- **Recorded data**:
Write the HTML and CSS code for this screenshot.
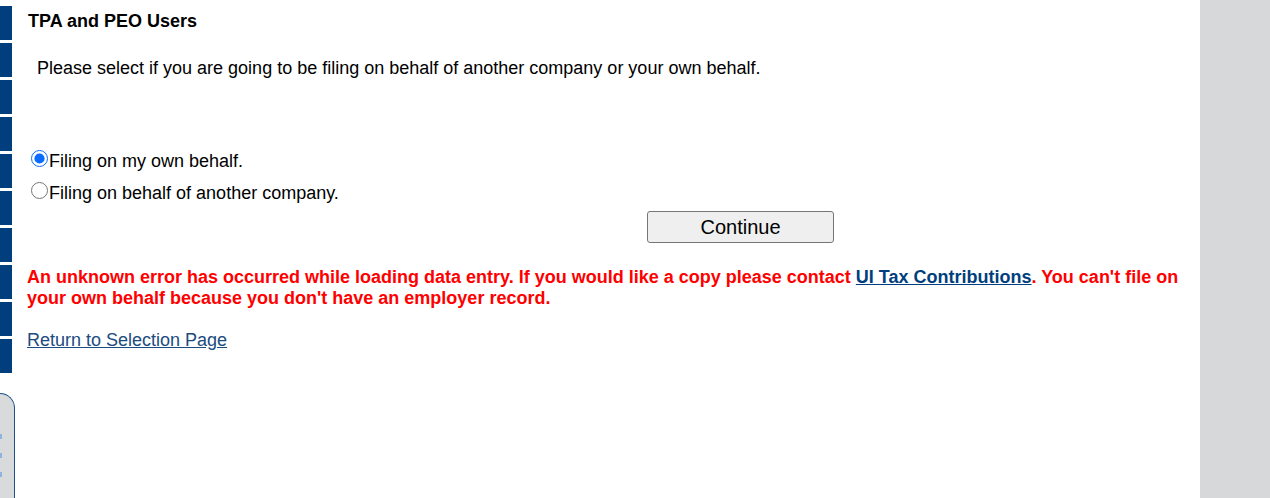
FILE: index.html
```html
<!DOCTYPE html>
<html lang="en">
<head>
  <meta charset="UTF-8">
  <title>TPA and PEO Users</title>
  <link rel="stylesheet" href="styles.css">
</head>
<body>
  <div class="page">
    <div class="sidebar">
      <div class="nav-tabs">
        <span class="nav-tab"></span>
        <span class="nav-tab"></span>
        <span class="nav-tab"></span>
        <span class="nav-tab"></span>
        <span class="nav-tab"></span>
        <span class="nav-tab"></span>
        <span class="nav-tab"></span>
        <span class="nav-tab"></span>
        <span class="nav-tab"></span>
        <span class="nav-tab"></span>
      </div>
      <div class="side-box">
        <span class="dot"></span>
        <span class="dot"></span>
        <span class="dot"></span>
      </div>
    </div>

    <div class="content">
      <h2 class="title">TPA and PEO Users</h2>
      <p class="intro">Please select if you are going to be filing on behalf of another company or your own behalf.</p>

      <form class="filing-form">
        <label class="choice"><input type="radio" name="filing" value="own" checked>Filing on my own behalf.</label>
        <label class="choice"><input type="radio" name="filing" value="other">Filing on behalf of another company.</label>
        <div class="actions">
          <button type="button">Continue</button>
        </div>
      </form>

      <p class="error">An unknown error has occurred while loading data entry. If you would like a copy please contact <a href="#">UI Tax Contributions</a>. You can't file on your own behalf because you don't have an employer record.</p>

      <a class="back-link" href="#">Return to Selection Page</a>
    </div>

    <div class="gutter"></div>
  </div>
</body>
</html>
```

FILE: styles.css
```css
body {
  margin: 0;
  font-family: "Liberation Sans", Arial, sans-serif;
  font-size: 18px;
  color: #000;
  background-color: #fff;
}

.page {
  display: flex;
  height: 498px;
  overflow: hidden;
}

.sidebar {
  width: 15px;
  display: flex;
  flex-direction: column;
}

.nav-tabs {
  display: flex;
  flex-direction: column;
  gap: 3px;
  padding-top: 6px;
}

.nav-tab {
  display: block;
  width: 12px;
  height: 34px;
  background-color: #003e7e;
}

.side-box {
  margin-top: 20px;
  margin-left: -6px;
  width: 21px;
  flex: 1;
  background-color: #d9dadc;
  border: 1px solid #1d4f8c;
  border-bottom: none;
  border-radius: 0 15px 0 0;
  display: flex;
  flex-direction: column;
  gap: 14px;
  padding-top: 40px;
  padding-left: 5px;
  box-sizing: border-box;
}

.dot {
  width: 2px;
  height: 5px;
  background-color: #8fb3dc;
}

.content {
  flex: 1;
  padding-left: 12px;
  padding-right: 8px;
}

.title {
  font-size: 18px;
  font-weight: bold;
  line-height: 21px;
  margin: 11px 0 0;
  padding-left: 1px;
}

.intro {
  line-height: 21px;
  margin: 26px 0 0;
  padding-left: 10px;
}

.filing-form {
  margin-top: 66px;
}

.choice {
  display: flex;
  align-items: center;
  height: 32px;
  line-height: 32px;
  margin-left: 4px;
}

.choice input {
  width: 17px;
  height: 17px;
  margin: -6px 1px 0 0;
  accent-color: #0a6cff;
}

.actions {
  padding-left: 620px;
  margin-top: 2px;
}

.actions button {
  width: 187px;
  height: 32px;
  font-family: "Liberation Sans", Arial, sans-serif;
  font-size: 20px;
  background-color: #efefef;
  border: 1px solid #767676;
  border-radius: 3px;
  color: #000;
}

.error {
  margin: 24px 0 0;
  color: #ff0000;
  font-weight: bold;
  line-height: 21px;
  font-size: 18px;
}

.error a {
  color: #003e7e;
}

.back-link {
  display: inline-block;
  margin-top: 21px;
  line-height: 21px;
  color: #1c4b80;
}

.gutter {
  width: 70px;
  background-color: #d7d8da;
}
```
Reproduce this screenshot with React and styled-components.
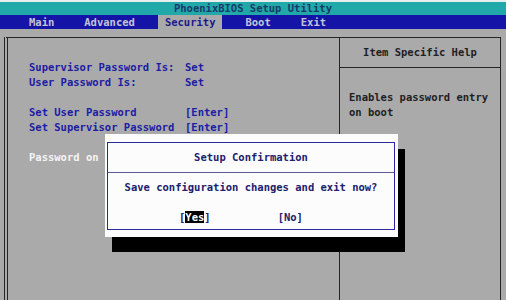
import React from 'react'
import styled, { createGlobalStyle } from 'styled-components'

const GlobalStyle = createGlobalStyle`
    html, body {
        margin: 0;
        padding: 0;
        overflow: hidden;
        background: #aaaaaa;
    }
`

const Screen = styled.div`
    position: relative;
    width: 506px;
    height: 300px;
    overflow: hidden;
    background: #aaaaaa;
    font-family: "DejaVu Sans Mono", "Liberation Mono", monospace;
    font-size: 10.5px;
    font-weight: bold;
`

const TitleBar = styled.div`
    height: 13px;
    border-top: 2px solid #e6eeee;
    background: #21a8a8;
    color: #173a6a;
    text-align: center;
    line-height: 13px;
`

const MenuBar = styled.div`
    display: flex;
    gap: 16px;
    height: 14px;
    padding-left: 22px;
    background: #1414a6;
    line-height: 14px;
`

const MenuItem = styled.div`
    padding: 0 7px;
    color: ${p => (p.$active ? '#1a1a8c' : '#c4c4d8')};
    background: ${p => (p.$active ? '#aaaaaa' : 'transparent')};
`

const Frame = styled.div`
    display: grid;
    grid-template-columns: 331px 1fr;
    height: 300px;
    margin: 8px 5px 0 4px;
    border-top: 1px solid #262626;
    border-left: 4px double #262626;
    border-right: 1px solid #262626;
`

const LeftPanel = styled.div`
    padding: 22px 0 0 21px;
`

const Row = styled.div`
    display: grid;
    grid-template-columns: 156px auto;
    height: 15px;
    line-height: 15px;
    color: ${p => (p.$selected ? '#f4f4f4' : '#1c1ca4')};
    white-space: nowrap;
`

const Spacer = styled.div`
    height: 15px;
`

const RightPanel = styled.div`
    border-left: 1px solid #262626;
    color: #1e1e24;
`

const HelpHeader = styled.div`
    height: 29px;
    line-height: 29px;
    text-align: center;
    border-bottom: 1px solid #262626;
`

const HelpText = styled.div`
    padding: 22px 9px 0;
    line-height: 15px;
`

const Dialog = styled.div`
    position: absolute;
    left: 105px;
    top: 134px;
    width: 293px;
    height: 103px;
    box-sizing: border-box;
    padding: 8px 3px 7px 2px;
    background: #fcfcfc;
    box-shadow: 7px 15px 0 #000;
`

const DialogInner = styled.div`
    height: 100%;
    box-sizing: border-box;
    border: 1px solid #2a2a9e;
    color: #20206e;
`

const DialogTitle = styled.div`
    height: 29px;
    line-height: 29px;
    text-align: center;
    border-bottom: 1px solid #5a5a9a;
`

const Message = styled.div`
    margin-top: 7px;
    line-height: 15px;
    text-align: center;
    white-space: nowrap;
`

const Choices = styled.div`
    display: flex;
    gap: 67px;
    margin-top: 15px;
    padding-left: 71px;
    line-height: 15px;
`

const Highlight = styled.span`
    background: #000;
    color: #fff;
`

const menu = ['Main', 'Advanced', 'Security', 'Boot', 'Exit']

export default function App() {
    return (
        <Screen>
            <GlobalStyle />
            <TitleBar>PhoenixBIOS Setup Utility</TitleBar>
            <MenuBar>
                {menu.map(m => (
                    <MenuItem key={m} $active={m === 'Security'}>{m}</MenuItem>
                ))}
            </MenuBar>
            <Frame>
                <LeftPanel>
                    <Row><span>Supervisor Password Is:</span><span>Set</span></Row>
                    <Row><span>User Password Is:</span><span>Set</span></Row>
                    <Spacer />
                    <Row><span>Set User Password</span><span>[Enter]</span></Row>
                    <Row><span>Set Supervisor Password</span><span>[Enter]</span></Row>
                    <Spacer />
                    <Row $selected><span>Password on</span></Row>
                </LeftPanel>
                <RightPanel>
                    <HelpHeader>Item Specific Help</HelpHeader>
                    <HelpText>
                        Enables password entry<br />
                        on boot
                    </HelpText>
                </RightPanel>
            </Frame>
            <Dialog>
                <DialogInner>
                    <DialogTitle>Setup Confirmation</DialogTitle>
                    <Message>Save configuration changes and exit now?</Message>
                    <Choices>
                        <span>[<Highlight>Yes</Highlight>]</span>
                        <span>[No]</span>
                    </Choices>
                </DialogInner>
            </Dialog>
        </Screen>
    )
}
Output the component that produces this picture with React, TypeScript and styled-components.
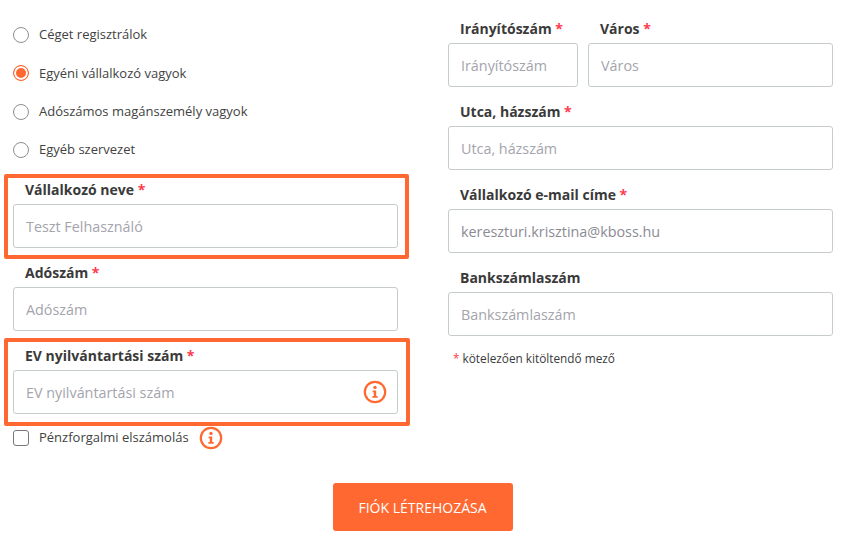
import React from 'react';
import styled, { createGlobalStyle } from 'styled-components';

const GlobalStyle = createGlobalStyle`
  html, body {
    margin: 0;
    padding: 0;
    background: #fff;
    font-family: 'Open Sans', sans-serif;
    color: #3a3a3a;
  }
  * {
    box-sizing: border-box;
  }
`;

const Page = styled.form`
  width: 842px;
  height: 535px;
  overflow: hidden;
  padding: 0 9px 0 13px;
`;

const Columns = styled.div`
  display: flex;
  gap: 50px;
  height: 483px;
`;

const Column = styled.div`
  width: 385px;
  display: flex;
  flex-direction: column;
`;

const RadioGroup = styled.div`
  display: flex;
  flex-direction: column;
  gap: 18.3px;
  padding-top: 25px;
  margin-bottom: 14px;
`;

const OptionRow = styled.label`
  display: flex;
  align-items: center;
  gap: 10px;
  height: 20px;
  font-size: 13px;
  color: #424242;
`;

const OptionText = styled.span`
  padding-bottom: 1.3px;
`;

const RadioMark = styled.span<{ $on?: boolean }>`
  width: 16px;
  height: 16px;
  border-radius: 50%;
  border: 1px solid ${p => (p.$on ? '#ff6830' : '#8e8e8e')};
  background: ${p => (p.$on ? '#ff6830' : '#fff')};
  box-shadow: ${p => (p.$on ? 'inset 0 0 0 2px #fff' : 'none')};
`;

const CheckMark = styled.span`
  width: 16px;
  height: 16px;
  border-radius: 3px;
  border: 1px solid #777;
  background: #fff;
`;

const Highlight = styled.div<{ $top: number; $bottom: number; $pad: number; $right: number; $base: number }>`
  border: 4px solid #ff6830;
  border-radius: 2px;
  margin: ${p => p.$top}px ${p => p.$right}px ${p => p.$bottom}px -9px;
  padding: ${p => p.$pad}px ${p => -p.$right - 4}px ${p => p.$base}px 5px;
`;

const Field = styled.div<{ $width?: number; $grow?: boolean }>`
  width: ${p => (p.$width ? `${p.$width}px` : 'auto')};
  flex-grow: ${p => (p.$grow ? 1 : 0)};
`;

const Label = styled.div`
  height: 20px;
  line-height: 20px;
  margin-bottom: 4px;
  padding-left: 12px;
  font-size: 14px;
  font-weight: 700;
  color: #3a3a3a;
`;

const Star = styled.span`
  color: #ff3b4e;
`;

const InputBox = styled.div`
  position: relative;
  height: 44px;
`;

const Input = styled.input`
  width: 100%;
  height: 44px;
  padding: 1px 12px 0;
  border: 1px solid #c6cbcb;
  border-radius: 3px;
  outline: none;
  background: #fff;
  font-family: 'Open Sans', sans-serif;
  font-size: 14.35px;
  color: #8b8b93;
  &::placeholder {
    color: #a4a4ac;
    opacity: 1;
  }
`;

const InfoSlot = styled.span`
  position: absolute;
  right: 11px;
  top: 10px;
  display: flex;
`;

const Row = styled.div`
  display: flex;
  gap: 10px;
`;

const RightStack = styled.div`
  display: flex;
  flex-direction: column;
  gap: 15px;
  padding-top: 19px;
`;

const Note = styled.div`
  margin-top: 14px;
  padding-left: 5px;
  font-size: 11.8px;
  color: #3a3a3a;
`;

const CheckRow = styled(OptionRow)`
  height: 24px;
`;

const Actions = styled.div`
  display: flex;
  justify-content: center;
  padding-right: 1px;
`;

const SubmitButton = styled.button`
  width: 180px;
  height: 48px;
  border: 0;
  border-radius: 3px;
  background: #ff6830;
  color: #fff;
  font-family: 'Open Sans', sans-serif;
  font-size: 14px;
`;

const InfoIcon = () => (
  <svg width="24" height="24" viewBox="0 0 24 24" fill="none">
    <circle cx="12" cy="12" r="10.2" stroke="#ff6830" strokeWidth="2.2" />
    <circle cx="12" cy="7.4" r="1.7" fill="#ff6830" />
    <path
      d="M9.6 10.4h3.6v5.5h1.4v1.8H9.4v-1.8h1.4v-3.7H9.6z"
      fill="#ff6830"
    />
  </svg>
);

const Req = ({ children }: { children: string }) => (
  <Label>
    {children} <Star>*</Star>
  </Label>
);

const App = () => {
  return (
    <Page>
      <GlobalStyle />
      <Columns>
        <Column>
          <RadioGroup>
            <OptionRow>
              <RadioMark />
              <OptionText>Céget regisztrálok</OptionText>
            </OptionRow>
            <OptionRow>
              <RadioMark $on />
              <OptionText>Egyéni vállalkozó vagyok</OptionText>
            </OptionRow>
            <OptionRow>
              <RadioMark />
              <OptionText>Adószámos magánszemély vagyok</OptionText>
            </OptionRow>
            <OptionRow>
              <RadioMark />
              <OptionText>Egyéb szervezet</OptionText>
            </OptionRow>
          </RadioGroup>
          <Highlight $top={0} $bottom={4} $pad={2} $right={-11} $base={7}>
            <Req>Vállalkozó neve</Req>
            <InputBox>
              <Input placeholder="Teszt Felhasználó" readOnly />
            </InputBox>
          </Highlight>
          <Field>
            <Req>Adószám</Req>
            <InputBox>
              <Input placeholder="Adószám" readOnly />
            </InputBox>
          </Field>
          <Highlight $top={7} $bottom={0} $pad={4} $right={-12} $base={8}>
            <Req>EV nyilvántartási szám</Req>
            <InputBox>
              <Input placeholder="EV nyilvántartási szám" readOnly />
              <InfoSlot>
                <InfoIcon />
              </InfoSlot>
            </InputBox>
          </Highlight>
          <CheckRow>
            <CheckMark />
            <OptionText>Pénzforgalmi elszámolás</OptionText>
            <InfoIcon />
          </CheckRow>
        </Column>
        <Column>
          <RightStack>
            <Row>
              <Field $width={130}>
                <Req>Irányítószám</Req>
                <Input placeholder="Irányítószám" readOnly />
              </Field>
              <Field $grow>
                <Req>Város</Req>
                <Input placeholder="Város" readOnly />
              </Field>
            </Row>
            <Field>
              <Req>Utca, házszám</Req>
              <Input placeholder="Utca, házszám" readOnly />
            </Field>
            <Field>
              <Req>Vállalkozó e-mail címe</Req>
              <Input value="kereszturi.krisztina@kboss.hu" readOnly />
            </Field>
            <Field>
              <Label>Bankszámlaszám</Label>
              <Input placeholder="Bankszámlaszám" readOnly />
            </Field>
          </RightStack>
          <Note>
            <Star>*</Star> kötelezően kitöltendő mező
          </Note>
        </Column>
      </Columns>
      <Actions>
        <SubmitButton type="button">FIÓK LÉTREHOZÁSA</SubmitButton>
      </Actions>
    </Page>
  );
};

export default App;
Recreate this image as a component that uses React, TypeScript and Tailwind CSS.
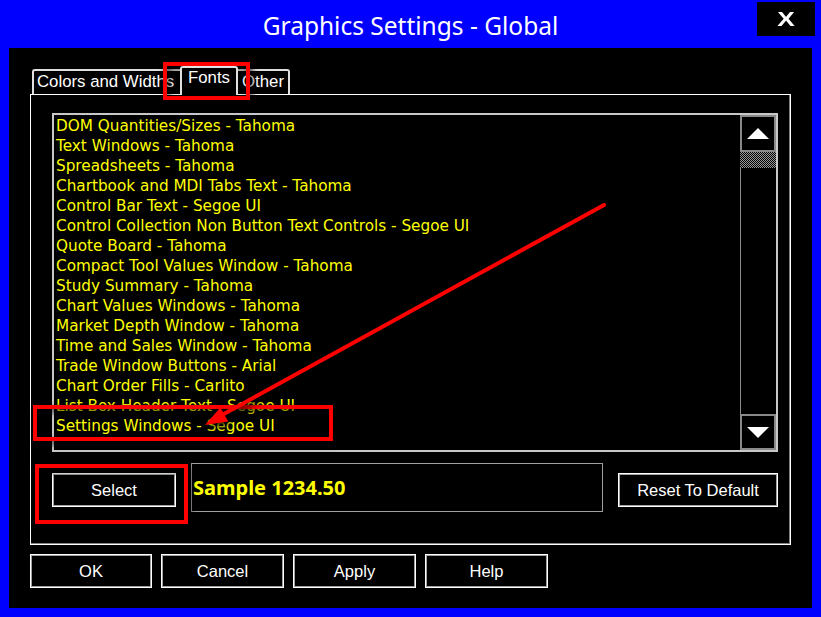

- **Exercise goal**:
Which lines include "with"? Copy each of them out.

- **Response to this task**:
Reproduce this screenshot with React and styled-components.
Output the component that produces this picture with React, TypeScript and styled-components.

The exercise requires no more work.